>> START

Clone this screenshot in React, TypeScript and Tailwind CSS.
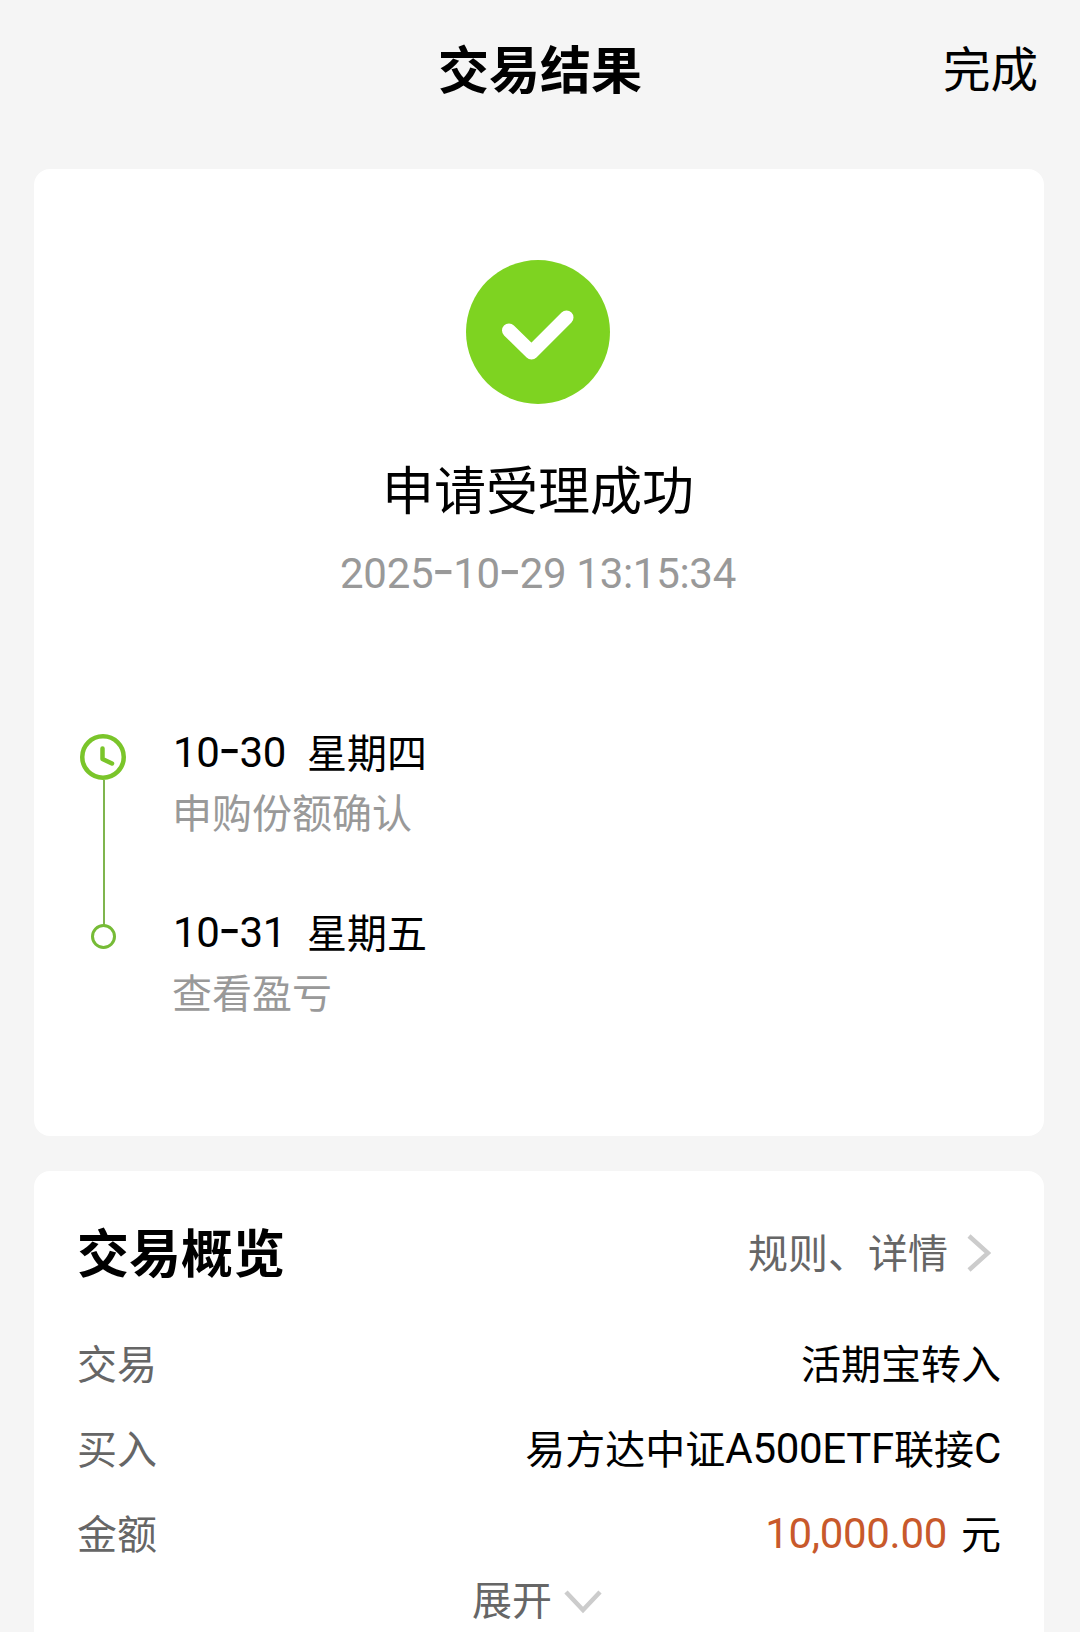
import React from 'react';

type Step = {
    date: string;
    weekday: string;
    label: string;
};

const steps: Step[] = [
    { date: '10-30', weekday: '星期四', label: '申购份额确认' },
    { date: '10-31', weekday: '星期五', label: '查看盈亏' },
];

// Latin digits sit in their own face, hyphens use a wider one
const Digits: React.FC<{ text: string; className?: string }> = ({ text, className }) => (
    <span className={`relative -top-px font-['Roboto','Noto_Sans_CJK_SC',sans-serif] leading-none tracking-[-0.3px] ${className ?? ''}`}>
        {text.split(/(-)/).map((part, i) =>
            part === '-' ? (
                <span key={i} className="-mx-[1.5px] font-['Inter',sans-serif] text-[1.2em] leading-none">-</span>
            ) : (
                part
            )
        )}
    </span>
);

const SuccessIcon = () => (
    <svg className="w-36 h-36" viewBox="0 0 144 144" fill="none">
        <circle cx="72" cy="72" r="72" fill="#7ed321" />
        <path d="M43 70.5 L65.5 92.5 L100.5 57.5" stroke="#fff" strokeWidth="14" strokeLinecap="round" strokeLinejoin="round" />
    </svg>
);

const ClockIcon = () => (
    <svg className="w-[46px] h-[46px] shrink-0" viewBox="0 0 46 46" fill="none" stroke="#7ac52a" strokeWidth="4.5">
        <circle cx="23" cy="23" r="20.75" />
        <path d="M22.5 14.5 V25 L32 29.5" strokeLinecap="round" strokeLinejoin="round" />
    </svg>
);

const DotIcon = () => (
    <svg className="w-[25px] h-[25px] shrink-0" viewBox="0 0 25 25" fill="none" stroke="#76bb36" strokeWidth="3">
        <circle cx="12.5" cy="12.5" r="11" />
    </svg>
);

const Row: React.FC<{ label: string; children: React.ReactNode }> = ({ label, children }) => (
    <div className="flex h-[85px] items-center justify-between text-[40px]">
        <span className="-ml-px text-[#666]">{label}</span>
        <span className="text-black">{children}</span>
    </div>
);

export default function App() {
    return (
        <div className="h-[1632px] w-[1080px] overflow-hidden bg-[#f5f5f5] font-['Noto_Sans_CJK_SC',sans-serif] text-black">
            <header className="grid h-[169px] grid-cols-3 items-start px-[42px] pt-[31px]">
                <span />
                <h1 className="text-center text-[51px] font-bold leading-[72px]">交易结果</h1>
                <button className="text-right text-[47.5px] leading-[72px]">完成</button>
            </header>

            <main className="flex flex-col gap-[35px] pl-[34px] pr-9">
                <section className="flex h-[967px] flex-col rounded-2xl bg-white pt-[91px]">
                    <div className="flex flex-col items-center pr-[2px]">
                        <SuccessIcon />
                        <h2 className="mt-[48px] text-[52px] leading-[72px]">申请受理成功</h2>
                        <p className="mt-[23px] flex h-12 items-center text-[#999]">
                            <Digits text="2025-10-29 13:15:34" className="text-[42px]" />
                        </p>
                    </div>

                    <div className="mt-[126px] flex pl-[46px]">
                        <div className="flex w-[46px] flex-col items-center pt-[13px]">
                            <ClockIcon />
                            <div className="-mb-px ml-[2px] h-[145px] w-[2px] bg-[#7fb54d]" />
                            <DotIcon />
                        </div>
                        <ul className="ml-[46px]">
                            {steps.map((step) => (
                                <li key={step.date} className="h-[180px] text-[40px] leading-[60px]">
                                    <div className="flex items-baseline">
                                        <Digits text={step.date} className="w-[135px] pl-px text-[42px]" />
                                        <span>{step.weekday}</span>
                                    </div>
                                    <p className="text-[#999]">{step.label}</p>
                                </li>
                            ))}
                        </ul>
                    </div>
                </section>

                <section className="h-[480px] rounded-t-2xl bg-white pl-11 pr-[43px] pt-[38px]">
                    <div className="flex h-[84px] items-center justify-between">
                        <h2 className="-ml-px text-[52px] font-bold leading-[72px]">交易概览</h2>
                        <button className="flex items-center pr-[10px] text-[40px] text-[#666]">
                            规则、详情
                            <svg className="ml-[19px] mt-1 h-10 w-6" viewBox="0 0 24 40" fill="none" stroke="#ccc" strokeWidth="4.5">
                                <path d="M2 3 L21 20 L2 37" />
                            </svg>
                        </button>
                    </div>

                    <div className="mt-[26px]">
                        <Row label="交易">活期宝转入</Row>
                        <Row label="买入">
                            易方达中证
                            <Digits text="A500ETF" className="text-[42px]" />
                            联接
                            <Digits text="C" className="text-[42px]" />
                        </Row>
                        <Row label="金额">
                            <Digits text="10,000.00" className="mr-3.5 text-[42px] text-[#c8592b]" />
                            元
                        </Row>
                    </div>

                    <button className="flex h-12 w-full items-center justify-center pr-[5px] text-[40px] text-[#666]">
                        展开
                        <svg className="ml-3 mt-2 h-6 w-[38px]" viewBox="0 0 38 24" fill="none" stroke="#ccc" strokeWidth="4.5">
                            <path d="M2 2 L19 20 L36 2" />
                        </svg>
                    </button>
                </section>
            </main>
        </div>
    );
}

>> END

— What you will do —
Omit the pictures and output all of the other material exactly.

— Answer to the task —
Clone this screenshot in React, TypeScript and Tailwind CSS.
import React from 'react';

type Step = {
    date: string;
    weekday: string;
    label: string;
};

const steps: Step[] = [
    { date: '10-30', weekday: '星期四', label: '申购份额确认' },
    { date: '10-31', weekday: '星期五', label: '查看盈亏' },
];

// Latin digits sit in their own face, hyphens use a wider one
const Digits: React.FC<{ text: string; className?: string }> = ({ text, className }) => (
    <span className={`relative -top-px font-['Roboto','Noto_Sans_CJK_SC',sans-serif] leading-none tracking-[-0.3px] ${className ?? ''}`}>
        {text.split(/(-)/).map((part, i) =>
            part === '-' ? (
                <span key={i} className="-mx-[1.5px] font-['Inter',sans-serif] text-[1.2em] leading-none">-</span>
            ) : (
                part
            )
        )}
    </span>
);

const SuccessIcon = () => (
    <svg className="w-36 h-36" viewBox="0 0 144 144" fill="none">
        <circle cx="72" cy="72" r="72" fill="#7ed321" />
        <path d="M43 70.5 L65.5 92.5 L100.5 57.5" stroke="#fff" strokeWidth="14" strokeLinecap="round" strokeLinejoin="round" />
    </svg>
);

const ClockIcon = () => (
    <svg className="w-[46px] h-[46px] shrink-0" viewBox="0 0 46 46" fill="none" stroke="#7ac52a" strokeWidth="4.5">
        <circle cx="23" cy="23" r="20.75" />
        <path d="M22.5 14.5 V25 L32 29.5" strokeLinecap="round" strokeLinejoin="round" />
    </svg>
);

const DotIcon = () => (
    <svg className="w-[25px] h-[25px] shrink-0" viewBox="0 0 25 25" fill="none" stroke="#76bb36" strokeWidth="3">
        <circle cx="12.5" cy="12.5" r="11" />
    </svg>
);

const Row: React.FC<{ label: string; children: React.ReactNode }> = ({ label, children }) => (
    <div className="flex h-[85px] items-center justify-between text-[40px]">
        <span className="-ml-px text-[#666]">{label}</span>
        <span className="text-black">{children}</span>
    </div>
);

export default function App() {
    return (
        <div className="h-[1632px] w-[1080px] overflow-hidden bg-[#f5f5f5] font-['Noto_Sans_CJK_SC',sans-serif] text-black">
            <header className="grid h-[169px] grid-cols-3 items-start px-[42px] pt-[31px]">
                <span />
                <h1 className="text-center text-[51px] font-bold leading-[72px]">交易结果</h1>
                <button className="text-right text-[47.5px] leading-[72px]">完成</button>
            </header>

            <main className="flex flex-col gap-[35px] pl-[34px] pr-9">
                <section className="flex h-[967px] flex-col rounded-2xl bg-white pt-[91px]">
                    <div className="flex flex-col items-center pr-[2px]">
                        <SuccessIcon />
                        <h2 className="mt-[48px] text-[52px] leading-[72px]">申请受理成功</h2>
                        <p className="mt-[23px] flex h-12 items-center text-[#999]">
                            <Digits text="2025-10-29 13:15:34" className="text-[42px]" />
                        </p>
                    </div>

                    <div className="mt-[126px] flex pl-[46px]">
                        <div className="flex w-[46px] flex-col items-center pt-[13px]">
                            <ClockIcon />
                            <div className="-mb-px ml-[2px] h-[145px] w-[2px] bg-[#7fb54d]" />
                            <DotIcon />
                        </div>
                        <ul className="ml-[46px]">
                            {steps.map((step) => (
                                <li key={step.date} className="h-[180px] text-[40px] leading-[60px]">
                                    <div className="flex items-baseline">
                                        <Digits text={step.date} className="w-[135px] pl-px text-[42px]" />
                                        <span>{step.weekday}</span>
                                    </div>
                                    <p className="text-[#999]">{step.label}</p>
                                </li>
                            ))}
                        </ul>
                    </div>
                </section>

                <section className="h-[480px] rounded-t-2xl bg-white pl-11 pr-[43px] pt-[38px]">
                    <div className="flex h-[84px] items-center justify-between">
                        <h2 className="-ml-px text-[52px] font-bold leading-[72px]">交易概览</h2>
                        <button className="flex items-center pr-[10px] text-[40px] text-[#666]">
                            规则、详情
                            <svg className="ml-[19px] mt-1 h-10 w-6" viewBox="0 0 24 40" fill="none" stroke="#ccc" strokeWidth="4.5">
                                <path d="M2 3 L21 20 L2 37" />
                            </svg>
                        </button>
                    </div>

                    <div className="mt-[26px]">
                        <Row label="交易">活期宝转入</Row>
                        <Row label="买入">
                            易方达中证
                            <Digits text="A500ETF" className="text-[42px]" />
                            联接
                            <Digits text="C" className="text-[42px]" />
                        </Row>
                        <Row label="金额">
                            <Digits text="10,000.00" className="mr-3.5 text-[42px] text-[#c8592b]" />
                            元
                        </Row>
                    </div>

                    <button className="flex h-12 w-full items-center justify-center pr-[5px] text-[40px] text-[#666]">
                        展开
                        <svg className="ml-3 mt-2 h-6 w-[38px]" viewBox="0 0 38 24" fill="none" stroke="#ccc" strokeWidth="4.5">
                            <path d="M2 2 L19 20 L36 2" />
                        </svg>
                    </button>
                </section>
            </main>
        </div>
    );
}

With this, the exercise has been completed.